Genealogists collect mounds of documents about their family history. Many times, these genealogical documents are handed down or inherited from other family members. Among these mounds of documents could be scrap paper with information that doesn’t make sense to you right now, but might in the future. There could also be documents tucked in those boxes that don’t seem to belong to anything else; these are referred to as orphan documents. As genealogists, keeping these scrap pieces of paper and orphan documents is important because we never know when they will help us tear down a brick wall or help with other genealogical mysteries. So, they are filed for the future when they will come into focus for us and our genealogy research. Archives and archivists also have scrap paper and orphan documents. They too understand that these records will one day help a researcher and they are important to keep and archive. Genealogists should be looking for these scrap pieces of paper and orphan documents in archives.

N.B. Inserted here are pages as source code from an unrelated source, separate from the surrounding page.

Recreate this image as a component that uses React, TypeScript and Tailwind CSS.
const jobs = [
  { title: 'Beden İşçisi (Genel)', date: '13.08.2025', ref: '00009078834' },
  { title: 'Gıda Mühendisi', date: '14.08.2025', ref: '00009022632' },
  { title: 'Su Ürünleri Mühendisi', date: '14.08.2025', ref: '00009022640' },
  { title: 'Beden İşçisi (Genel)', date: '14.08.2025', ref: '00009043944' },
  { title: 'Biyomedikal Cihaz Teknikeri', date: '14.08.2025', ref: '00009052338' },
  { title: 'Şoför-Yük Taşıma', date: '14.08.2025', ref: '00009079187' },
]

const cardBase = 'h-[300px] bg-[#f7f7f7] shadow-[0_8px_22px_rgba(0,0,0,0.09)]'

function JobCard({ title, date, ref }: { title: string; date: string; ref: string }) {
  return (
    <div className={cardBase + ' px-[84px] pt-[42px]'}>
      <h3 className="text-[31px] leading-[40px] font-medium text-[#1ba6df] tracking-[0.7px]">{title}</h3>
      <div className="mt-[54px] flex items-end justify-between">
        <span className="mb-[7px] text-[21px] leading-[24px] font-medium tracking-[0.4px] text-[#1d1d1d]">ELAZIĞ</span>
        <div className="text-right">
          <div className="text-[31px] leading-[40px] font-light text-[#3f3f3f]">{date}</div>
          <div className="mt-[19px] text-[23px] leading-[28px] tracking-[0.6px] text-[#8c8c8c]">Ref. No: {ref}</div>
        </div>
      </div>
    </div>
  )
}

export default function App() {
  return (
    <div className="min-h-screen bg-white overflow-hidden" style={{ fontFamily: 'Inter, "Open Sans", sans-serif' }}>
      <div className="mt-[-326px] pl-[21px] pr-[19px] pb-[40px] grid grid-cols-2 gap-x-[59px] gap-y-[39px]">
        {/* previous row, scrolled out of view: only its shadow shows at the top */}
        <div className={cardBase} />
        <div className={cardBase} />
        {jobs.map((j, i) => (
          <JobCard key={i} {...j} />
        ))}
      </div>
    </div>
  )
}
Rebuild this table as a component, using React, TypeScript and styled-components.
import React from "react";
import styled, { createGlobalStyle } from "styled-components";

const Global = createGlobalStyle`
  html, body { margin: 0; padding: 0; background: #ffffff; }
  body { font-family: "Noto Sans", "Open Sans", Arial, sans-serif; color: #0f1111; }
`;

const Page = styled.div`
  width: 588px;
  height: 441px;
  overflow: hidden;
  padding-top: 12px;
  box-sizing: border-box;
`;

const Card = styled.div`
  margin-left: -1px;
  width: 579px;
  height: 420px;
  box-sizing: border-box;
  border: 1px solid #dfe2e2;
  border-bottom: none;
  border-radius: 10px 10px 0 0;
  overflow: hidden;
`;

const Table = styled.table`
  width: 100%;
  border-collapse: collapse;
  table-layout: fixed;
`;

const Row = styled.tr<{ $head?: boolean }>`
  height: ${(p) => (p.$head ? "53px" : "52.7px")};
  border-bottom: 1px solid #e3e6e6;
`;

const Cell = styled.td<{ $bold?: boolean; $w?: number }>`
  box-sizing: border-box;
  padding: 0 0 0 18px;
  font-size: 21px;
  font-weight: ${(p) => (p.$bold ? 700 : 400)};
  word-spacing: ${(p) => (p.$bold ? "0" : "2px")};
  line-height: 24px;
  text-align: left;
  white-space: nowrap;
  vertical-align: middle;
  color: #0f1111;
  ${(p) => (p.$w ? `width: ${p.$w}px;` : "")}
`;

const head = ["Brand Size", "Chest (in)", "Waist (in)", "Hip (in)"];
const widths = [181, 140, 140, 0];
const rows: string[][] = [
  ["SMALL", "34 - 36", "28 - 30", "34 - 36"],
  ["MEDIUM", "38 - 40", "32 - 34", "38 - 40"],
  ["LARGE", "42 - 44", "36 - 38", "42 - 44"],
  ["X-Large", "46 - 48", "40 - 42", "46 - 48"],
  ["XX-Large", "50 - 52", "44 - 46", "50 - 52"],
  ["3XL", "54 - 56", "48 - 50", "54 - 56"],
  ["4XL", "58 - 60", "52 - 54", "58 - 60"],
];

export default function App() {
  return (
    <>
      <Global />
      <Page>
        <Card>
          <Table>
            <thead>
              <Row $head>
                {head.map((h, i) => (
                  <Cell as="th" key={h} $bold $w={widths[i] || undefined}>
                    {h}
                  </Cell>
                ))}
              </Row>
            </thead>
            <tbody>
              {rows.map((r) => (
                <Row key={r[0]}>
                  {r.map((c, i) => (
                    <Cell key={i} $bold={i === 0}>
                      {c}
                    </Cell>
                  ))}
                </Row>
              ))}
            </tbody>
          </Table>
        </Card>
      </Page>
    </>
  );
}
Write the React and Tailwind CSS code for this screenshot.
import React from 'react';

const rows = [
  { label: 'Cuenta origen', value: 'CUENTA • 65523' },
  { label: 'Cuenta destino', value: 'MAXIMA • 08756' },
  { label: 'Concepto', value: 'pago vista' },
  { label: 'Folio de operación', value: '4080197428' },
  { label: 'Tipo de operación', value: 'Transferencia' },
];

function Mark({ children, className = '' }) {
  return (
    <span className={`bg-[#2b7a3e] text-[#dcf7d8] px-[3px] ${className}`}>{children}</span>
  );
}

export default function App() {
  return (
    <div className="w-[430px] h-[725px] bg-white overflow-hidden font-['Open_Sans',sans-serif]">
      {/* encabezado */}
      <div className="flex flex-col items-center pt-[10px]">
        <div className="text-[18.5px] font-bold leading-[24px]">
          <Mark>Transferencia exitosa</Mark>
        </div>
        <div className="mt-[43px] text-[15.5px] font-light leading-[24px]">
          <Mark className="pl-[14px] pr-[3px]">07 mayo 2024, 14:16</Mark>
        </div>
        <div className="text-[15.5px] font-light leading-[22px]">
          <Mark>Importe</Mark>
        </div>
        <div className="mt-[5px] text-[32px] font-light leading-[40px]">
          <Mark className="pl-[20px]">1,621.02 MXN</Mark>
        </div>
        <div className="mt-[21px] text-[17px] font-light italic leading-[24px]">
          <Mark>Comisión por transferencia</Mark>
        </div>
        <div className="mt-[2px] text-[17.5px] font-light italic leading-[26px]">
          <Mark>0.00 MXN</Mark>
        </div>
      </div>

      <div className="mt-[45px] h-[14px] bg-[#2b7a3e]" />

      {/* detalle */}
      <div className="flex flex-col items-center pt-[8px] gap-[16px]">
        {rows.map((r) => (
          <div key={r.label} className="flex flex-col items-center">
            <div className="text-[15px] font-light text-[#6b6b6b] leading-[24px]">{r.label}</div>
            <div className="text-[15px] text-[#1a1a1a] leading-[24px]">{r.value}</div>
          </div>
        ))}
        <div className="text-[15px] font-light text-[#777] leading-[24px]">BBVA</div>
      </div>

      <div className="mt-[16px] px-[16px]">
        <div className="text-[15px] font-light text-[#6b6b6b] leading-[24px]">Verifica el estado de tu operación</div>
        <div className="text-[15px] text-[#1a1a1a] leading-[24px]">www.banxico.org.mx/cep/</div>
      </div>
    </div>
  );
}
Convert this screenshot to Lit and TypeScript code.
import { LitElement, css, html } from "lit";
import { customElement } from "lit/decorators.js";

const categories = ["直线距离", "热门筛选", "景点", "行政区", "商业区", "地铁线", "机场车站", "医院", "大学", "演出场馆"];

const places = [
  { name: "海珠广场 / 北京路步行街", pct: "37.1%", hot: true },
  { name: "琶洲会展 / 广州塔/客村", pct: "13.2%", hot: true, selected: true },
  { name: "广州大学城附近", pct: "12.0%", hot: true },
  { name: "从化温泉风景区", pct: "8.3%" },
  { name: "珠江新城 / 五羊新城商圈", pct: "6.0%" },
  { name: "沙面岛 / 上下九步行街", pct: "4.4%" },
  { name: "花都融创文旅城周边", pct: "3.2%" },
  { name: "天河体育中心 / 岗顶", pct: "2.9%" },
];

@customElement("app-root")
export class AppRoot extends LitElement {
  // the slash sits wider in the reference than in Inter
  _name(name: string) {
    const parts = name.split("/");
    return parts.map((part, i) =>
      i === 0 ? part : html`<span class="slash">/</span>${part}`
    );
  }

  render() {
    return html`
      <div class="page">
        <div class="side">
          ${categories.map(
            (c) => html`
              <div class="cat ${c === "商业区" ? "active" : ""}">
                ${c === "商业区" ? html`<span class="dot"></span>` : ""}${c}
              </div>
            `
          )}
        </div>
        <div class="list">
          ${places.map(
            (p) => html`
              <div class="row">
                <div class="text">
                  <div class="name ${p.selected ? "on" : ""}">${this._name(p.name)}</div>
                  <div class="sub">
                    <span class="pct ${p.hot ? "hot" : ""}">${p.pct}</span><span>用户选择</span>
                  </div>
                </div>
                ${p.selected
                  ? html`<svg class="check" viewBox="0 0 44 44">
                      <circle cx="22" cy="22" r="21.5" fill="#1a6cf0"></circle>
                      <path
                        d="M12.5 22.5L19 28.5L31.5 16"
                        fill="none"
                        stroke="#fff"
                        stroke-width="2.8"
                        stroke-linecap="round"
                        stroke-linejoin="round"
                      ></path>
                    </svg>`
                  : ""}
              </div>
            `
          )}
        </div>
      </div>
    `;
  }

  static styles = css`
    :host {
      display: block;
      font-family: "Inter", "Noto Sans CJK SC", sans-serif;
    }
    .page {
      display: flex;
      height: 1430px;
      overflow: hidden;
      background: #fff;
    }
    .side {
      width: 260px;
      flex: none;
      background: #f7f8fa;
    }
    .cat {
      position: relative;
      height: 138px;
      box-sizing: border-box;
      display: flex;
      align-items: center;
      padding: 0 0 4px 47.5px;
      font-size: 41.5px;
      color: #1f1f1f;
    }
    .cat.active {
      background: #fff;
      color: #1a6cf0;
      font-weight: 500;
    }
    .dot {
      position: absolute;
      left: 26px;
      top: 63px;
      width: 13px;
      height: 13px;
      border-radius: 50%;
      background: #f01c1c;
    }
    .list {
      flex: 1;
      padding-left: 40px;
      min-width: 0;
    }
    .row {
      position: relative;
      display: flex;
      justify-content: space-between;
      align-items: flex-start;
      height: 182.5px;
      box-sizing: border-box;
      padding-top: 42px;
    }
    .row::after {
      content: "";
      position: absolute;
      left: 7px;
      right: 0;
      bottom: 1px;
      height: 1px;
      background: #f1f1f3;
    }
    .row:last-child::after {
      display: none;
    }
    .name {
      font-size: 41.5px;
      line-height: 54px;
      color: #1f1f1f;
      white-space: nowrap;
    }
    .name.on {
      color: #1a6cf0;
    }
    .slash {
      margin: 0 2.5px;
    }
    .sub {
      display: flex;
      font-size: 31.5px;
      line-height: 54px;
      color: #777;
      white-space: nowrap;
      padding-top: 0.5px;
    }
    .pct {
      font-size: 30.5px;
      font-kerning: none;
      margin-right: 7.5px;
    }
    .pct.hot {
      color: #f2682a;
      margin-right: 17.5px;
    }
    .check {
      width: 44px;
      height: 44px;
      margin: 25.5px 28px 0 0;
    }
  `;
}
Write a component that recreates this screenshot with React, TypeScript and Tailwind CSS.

The Scrap Paper and Orphan Documents in Archives Legacy QuickGuide™ contains useful information including case studies and success stories using these types of records as well as how to locate scrap paper and orphan documents at archives and repositories. Also included are links to websites and resources covering terminology, resources, books, articles and more. This handy 4-page PDF guide can be used on your computer or mobile device for anytime access.
Write a Review of Scrap Paper and Orphan Documents in Archives by Melissa Barker (PDF Edition)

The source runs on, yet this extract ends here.